The Japanese architect’s undulating slate-clad mass creates an airy space for contemplation, though the project was hampered by building regulations and the question of unpaid intern work.

serpentine pavilion 2019 Junya Ishigami
The pavilion will be open from June 21 to October 6. © Junya Ishigami + Associates, photography © 2019 Iwan Baan

Just as Serpentine Galleries’ ex-CEO Yana Peel flies the coop over a cyberweapons scandal, a new Serpentine Pavilion has landed at the galleries’ hallowed Kensington Gardens. For this year’s design, Japanese architect Junya Ishigami has conjured an undulating slate-clad mass held aloft by a forest of impossibly thin poles. Coated in 67 tons of Cumbrian slate, the nimble structure feels at once like a swooping wing and a solemn raincloud. “I wanted to create a duality between a heavy stone shell and an inner lightness,” says Ishigami, who took inspiration from the traditional Japanese stone roof. “The pavilion is a metamorphic creature that transitions with the weather and your mood.”

Entering the pavilion on a rainy day, visitors will feel an immediate sense of security, as if hiding beneath a tree canopy during a rainstorm (a likely scenario in England). Or, as Ishigami sees it, they will be raised alight, as if tucked underneath a gigantic wing. “To me, it’s like a big bird flying in a rainy London sky,” he adds.

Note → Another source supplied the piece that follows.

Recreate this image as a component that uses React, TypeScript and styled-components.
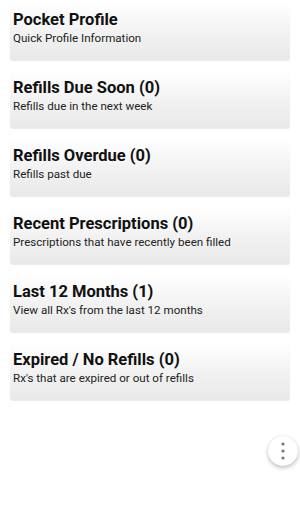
import React from "react";
import styled, { createGlobalStyle } from "styled-components";

const GlobalStyle = createGlobalStyle`
  html, body {
    margin: 0;
    padding: 0;
    background: #ffffff;
    font-family: Roboto, "Noto Sans", Arial, sans-serif;
  }
`;

const Page = styled.div`
  position: relative;
  width: 300px;
  height: 511px;
  overflow: hidden;
  background: #fff;
`;

const List = styled.div`
  display: flex;
  flex-direction: column;
  gap: 12px;
  padding: 4px 10px 0 10px;
`;

const Card = styled.div`
  height: 56px;
  box-sizing: border-box;
  padding: 6px 3px 0 3px;
  border-radius: 2px;
  background: linear-gradient(to bottom, #ffffff 0%, #f3f3f3 45%, #e9e9e9 100%);
  box-shadow: 0 1px 1px rgba(0, 0, 0, 0.08);
`;

const Title = styled.div`
  font-size: 16.5px;
  font-weight: 700;
  color: #111;
  line-height: 19px;
`;

const Sub = styled.div`
  font-size: 11.6px;
  color: #222;
  line-height: 14px;
  margin-top: 2px;
`;

const Fab = styled.button`
  position: absolute;
  left: 268px;
  top: 436px;
  width: 30px;
  height: 30px;
  border-radius: 50%;
  border: none;
  padding: 0;
  background: #fff;
  box-shadow: 0 2px 4px rgba(0, 0, 0, 0.25), 0 0 1px rgba(0, 0, 0, 0.12);
  display: flex;
  align-items: center;
  justify-content: center;
`;

const items = [
  { title: "Pocket Profile", sub: "Quick Profile Information" },
  { title: "Refills Due Soon (0)", sub: "Refills due in the next week" },
  { title: "Refills Overdue (0)", sub: "Refills past due" },
  { title: "Recent Prescriptions (0)", sub: "Prescriptions that have recently been filled" },
  { title: "Last 12 Months (1)", sub: "View all Rx's from the last 12 months" },
  { title: "Expired / No Refills (0)", sub: "Rx's that are expired or out of refills" },
];

export default function App() {
  return (
    <Page>
      <GlobalStyle />
      <List>
        {items.map((it) => (
          <Card key={it.title}>
            <Title>{it.title}</Title>
            <Sub>{it.sub}</Sub>
          </Card>
        ))}
      </List>
      <Fab>
        <svg width="4" height="18" viewBox="0 0 4 18">
          <circle cx="2" cy="2" r="1.6" fill="#757575" />
          <circle cx="2" cy="9" r="1.6" fill="#757575" />
          <circle cx="2" cy="16" r="1.6" fill="#757575" />
        </svg>
      </Fab>
    </Page>
  );
}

Sourced from the only working mine left in England, the slate cladding covers the pavilion in two layers that are bonded together with a waterproof membrane. The tiles, arranged by hand to maximize the drama of their organic shape, are fixed to a steel grillage that forms the roof’s supporting structure. More than 100 pin-ended columns drop down from the stony canopy, tunneling into a foundation of eight-inch-thick concrete. Lily pad–shaped steel seating, designed by Ishigami, contributes a whimsical lightness and lends the feeling of walking on water.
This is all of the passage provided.